All might have gone smoothly from there, but sometime in May Holtzman had a clubhouse shouting match with Leo Durocher, and Banks—sensitive about relations with his manager—now seemed to shy away from the deal. Nevertheless, a meeting was set up with Regnery's editors to sign the contract. Banks did not show, so another signing session was arranged. Banks attended, but balked at signing until he had consulted other writers. One of these was Chicago Today's rotund, cigar-chomping Jim Enright, a scribe of the passionate old school who has covered the Cubs since 1952 and regards himself as Banks' surrogate father.
July 18, 1971
While Banks was temporizing, his agent, Jack Childers, began looking around quietly for someone else to write the book.
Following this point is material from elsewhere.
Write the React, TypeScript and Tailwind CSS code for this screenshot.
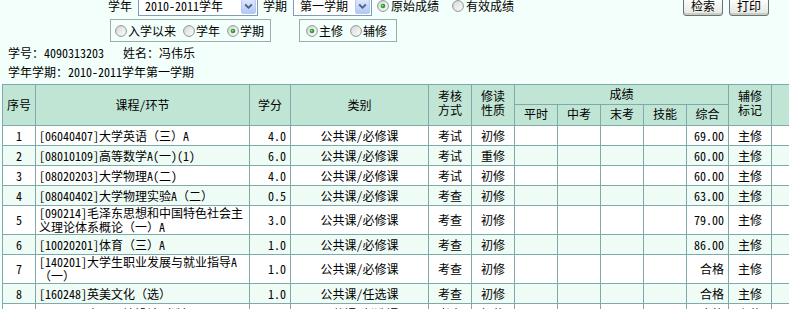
import { useId } from 'react'

interface GradeRow {
  no: number
  course: string[]
  credit: string
  type: string
  exam: string
  nature: string
  total: string
  mark: string
}

const rows: GradeRow[] = [
  { no: 1, course: ['[06040407]大学英语（三）A'], credit: '4.0', type: '公共课/必修课', exam: '考试', nature: '初修', total: '69.00', mark: '主修' },
  { no: 2, course: ['[08010109]高等数学A(一)(1)'], credit: '6.0', type: '公共课/必修课', exam: '考试', nature: '重修', total: '60.00', mark: '主修' },
  { no: 3, course: ['[08020203]大学物理A(二)'], credit: '4.0', type: '公共课/必修课', exam: '考试', nature: '初修', total: '60.00', mark: '主修' },
  { no: 4, course: ['[08040402]大学物理实验A（二）'], credit: '0.5', type: '公共课/必修课', exam: '考查', nature: '初修', total: '63.00', mark: '主修' },
  { no: 5, course: ['[090214]毛泽东思想和中国特色社会主', '义理论体系概论（一）A'], credit: '3.0', type: '公共课/必修课', exam: '考查', nature: '初修', total: '79.00', mark: '主修' },
  { no: 6, course: ['[10020201]体育（三）A'], credit: '1.0', type: '公共课/必修课', exam: '考查', nature: '初修', total: '86.00', mark: '主修' },
  { no: 7, course: ['[140201]大学生职业发展与就业指导A', '（一）'], credit: '1.0', type: '公共课/必修课', exam: '考查', nature: '初修', total: '合格', mark: '主修' },
  { no: 8, course: ['[160248]英美文化（选）'], credit: '1.0', type: '公共课/任选课', exam: '考查', nature: '初修', total: '合格', mark: '主修' },
  { no: 9, course: ['[160258]商品环境设计（选）'], credit: '1.0', type: '公共课/任选课', exam: '考查', nature: '初修', total: '合格', mark: '主修' },
]

function Radio({ checked = false }: { checked?: boolean }) {
  const id = useId()
  return (
    <svg width="12" height="12" viewBox="0 0 12 12" className="shrink-0">
      <defs>
        <linearGradient id={id} x1="0" y1="0" x2="1" y2="1">
          <stop offset="0" stopColor="#d6d6cf" />
          <stop offset="1" stopColor="#ffffff" />
        </linearGradient>
      </defs>
      <circle cx="6" cy="6" r="5.4" fill={`url(#${id})`} stroke="#8c969e" strokeWidth="1" />
      {checked && (
        <>
          <circle cx="6" cy="6" r="2.3" fill="#2d9e2d" />
          <circle cx="5.6" cy="5.6" r="0.9" fill="#9be39b" />
        </>
      )}
    </svg>
  )
}

function ComboArrow() {
  return (
    <div className="w-[15px] h-[15px] rounded-[2px] border border-[#b6c9f4] bg-gradient-to-b from-[#dde7fd] to-[#b3c7f5] flex items-center justify-center shrink-0">
      <svg width="9" height="7" viewBox="0 0 9 7">
        <path d="M1.2 1.5 L4.5 4.8 L7.8 1.5" stroke="#4a5f86" strokeWidth="1.8" fill="none" />
      </svg>
    </div>
  )
}

function Combo({ value, width }: { value: string; width: string }) {
  return (
    <div className={`${width} h-[19px] bg-white border border-[#7f9db9] flex items-center justify-between pl-[6px] pr-px`}>
      <span className="leading-none">{value}</span>
      <ComboArrow />
    </div>
  )
}

function XpButton({ label }: { label: string }) {
  return (
    <button className="w-[40px] h-[19px] rounded-[3px] border border-[#65737a] bg-gradient-to-b from-white to-[#e5e7df] shadow-[inset_0_-2px_0_#c9cdc2] flex items-center justify-center leading-none text-black">
      {label}
    </button>
  )
}

const cellBorder = 'border border-[#7eaaaa]'

export default function App() {
  return (
    <div
      className="w-[789px] h-[309px] overflow-hidden bg-[#f3fffb] text-[12px] text-black"
      style={{ fontFamily: '"Noto Sans Mono CJK SC", "Noto Sans CJK SC", sans-serif' }}
    >
      {/* search bar */}
      <div className="flex items-center h-[20px] -mt-[4px]">
        <span className="ml-[108px] w-[24px]">学年</span>
        <div className="ml-[6px]">
          <Combo value="2010-2011学年" width="w-[120px]" />
        </div>
        <span className="ml-[5px] w-[24px]">学期</span>
        <div className="ml-[6px]">
          <Combo value="第一学期" width="w-[79px]" />
        </div>
        <div className="ml-[5px] flex items-center">
          <Radio checked />
          <span className="ml-[2px]">原始成绩</span>
        </div>
        <div className="ml-[13px] flex items-center">
          <Radio />
          <span className="ml-[2px]">有效成绩</span>
        </div>
        <div className="ml-auto mr-[20px] flex gap-[6px]">
          <XpButton label="检索" />
          <XpButton label="打印" />
        </div>
      </div>

      <div className="flex mt-[3px] h-[23px]">
        <div className="ml-[110px] w-[161px] border border-[#9eabab] flex items-center pl-[4px]">
          <Radio />
          <span className="ml-[1px]">入学以来</span>
          <span className="ml-[7px]"><Radio /></span>
          <span className="ml-[1px]">学年</span>
          <span className="ml-[7px]"><Radio checked /></span>
          <span className="ml-[1px]">学期</span>
        </div>
        <div className="ml-[28px] w-[98px] border border-[#9eabab] flex items-center pl-[6px]">
          <Radio checked />
          <span className="ml-[1px]">主修</span>
          <span className="ml-[7px]"><Radio /></span>
          <span className="ml-[1px]">辅修</span>
        </div>
      </div>

      <div className="flex items-center h-[18px] mt-[2px] pl-[8px]">
        <span className="w-[115px]">学号：4090313203</span>
        <span>姓名：冯伟乐</span>
      </div>
      <div className="flex items-center h-[18px] mt-px pl-[8px]">学年学期：2010-2011学年第一学期</div>

      <table className="mt-[3px] ml-[2px] w-[830px] table-fixed border-collapse">
        <colgroup>
          <col className="w-[33px]" />
          <col className="w-[214px]" />
          <col className="w-[41px]" />
          <col className="w-[138px]" />
          <col className="w-[43px]" />
          <col className="w-[43px]" />
          <col className="w-[43px]" />
          <col className="w-[43px]" />
          <col className="w-[43px]" />
          <col className="w-[43px]" />
          <col className="w-[42px]" />
          <col className="w-[43px]" />
          <col className="w-[61px]" />
        </colgroup>
        <thead className="bg-[#c1e5d5] font-normal">
          <tr className="h-[20px]">
            <th rowSpan={2} className={`${cellBorder} font-normal`}>序号</th>
            <th rowSpan={2} className={`${cellBorder} font-normal`}>课程/环节</th>
            <th rowSpan={2} className={`${cellBorder} font-normal`}>学分</th>
            <th rowSpan={2} className={`${cellBorder} font-normal`}>类别</th>
            <th rowSpan={2} className={`${cellBorder} font-normal leading-[14px] pb-[4px]`}>考核<br />方式</th>
            <th rowSpan={2} className={`${cellBorder} font-normal leading-[14px] pb-[4px]`}>修读<br />性质</th>
            <th colSpan={5} className={`${cellBorder} font-normal leading-[14px] pb-[2px]`}>成绩</th>
            <th rowSpan={2} className={`${cellBorder} font-normal leading-[14px] pb-[4px]`}>辅修<br />标记</th>
            <th rowSpan={2} className={cellBorder}></th>
          </tr>
          <tr className="h-[21px]">
            {['平时', '中考', '末考', '技能', '综合'].map((h) => (
              <th key={h} className={`${cellBorder} font-normal leading-[14px] pb-[2px]`}>{h}</th>
            ))}
          </tr>
        </thead>
        <tbody>
          {rows.map((r) => (
            <tr key={r.no} className={r.no % 2 === 0 ? 'bg-[#effcf6]' : 'bg-white'}>
              <td className={`${cellBorder} h-[20px] text-center leading-[14px]`}>{r.no}</td>
              <td className={`${cellBorder} pl-[3px] leading-[14px] whitespace-nowrap`}>
                {r.course.map((line, i) => (
                  <div key={i}>{line}</div>
                ))}
              </td>
              <td className={`${cellBorder} text-right pr-[4px] leading-[14px]`}>{r.credit}</td>
              <td className={`${cellBorder} text-center leading-[14px]`}>{r.type}</td>
              <td className={`${cellBorder} text-center leading-[14px]`}>{r.exam}</td>
              <td className={`${cellBorder} text-center leading-[14px]`}>{r.nature}</td>
              <td className={cellBorder}></td>
              <td className={cellBorder}></td>
              <td className={cellBorder}></td>
              <td className={cellBorder}></td>
              <td className={`${cellBorder} text-right pr-[4px] leading-[14px]`}>{r.total}</td>
              <td className={`${cellBorder} text-center leading-[14px]`}>{r.mark}</td>
              <td className={cellBorder}></td>
            </tr>
          ))}
        </tbody>
      </table>
    </div>
  )
}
He eventually settled on Brent Musburger, then sports director at WBBM radio in Chicago. Meanwhile, Holtzman—who had already started his interviews with Banks—was now aware that Enright was involved and felt things should be cleared up. A meeting was arranged for himself, Banks and Enright in an Atlanta hotel following a night game in June. There Holtzman asked Banks to set Enright straight. But Banks would not commit himself, so Holtzman told Enright flatly that he and Banks were going to write the book. Enright reacted predictably. Banks would be foolish, he said, to work with the first writer who approached him. The meeting broke up. Enright immediately got on the phone to Frank Scott, an agent in New York, and told him to find a publisher for a book that he, Enright, was going to do with Banks. And Childers told Holtzman the deal was off. Exit Holtzman.
Returning to Chicago, Enright learned that Childers had negotiated a new contract with Musburger. Enright demanded to know what right Childers, Banks' agent, had meddling in Banks' affairs. At this point Musburger bowed out and apologized for the confusion. He needn't have bothered.
Banks next suggested a hiatus until after the 1969 season. Enright went to Cub Owner P.K. Wrigley, presumably to enlist his aid in persuading Banks to proceed, but Wrigley cannot remember the call. About this time Childers pulled out of the project, and Enright finally had the deal. Enright's pal, Frank Scott, became the agent.
The new publisher was to be Viking Press in New York, which paid Enright a four-figure advance against an 80,000-word acceptable manuscript. (Enright had by that time joined Holtzman in the Durocher doghouse by writing that Durocher had gone AWOL during the pennant drive.) Viking received Enright's first manuscript in January 1970 and rejected it. A rewrite followed, and Viking rejected it too. One problem, Viking said, was that Enright had written only 40,000 words. (Enright denies the drafts were rejected, charging the company with "incredible foot dragging." But he kept the advance.)
The following January, Scott approached Rutledge Books in New York with Enright's manuscript, asking them in effect to fix it and get it published. John Sammis, the associate publisher at Rutledge, declined the manuscript, but finally accepted the next rewrite—Enright's third version—with reservations. The book eventually reached the stands as "Mr. Cub" under the Follett imprint. It had a first printing of 15,000, a second of 5,000 and is now into its third.
Leo Durocher, as usual, got the last word. He claimed that George Vass of the Chicago Daily News had rewritten the book for Enright. Vass denied everything.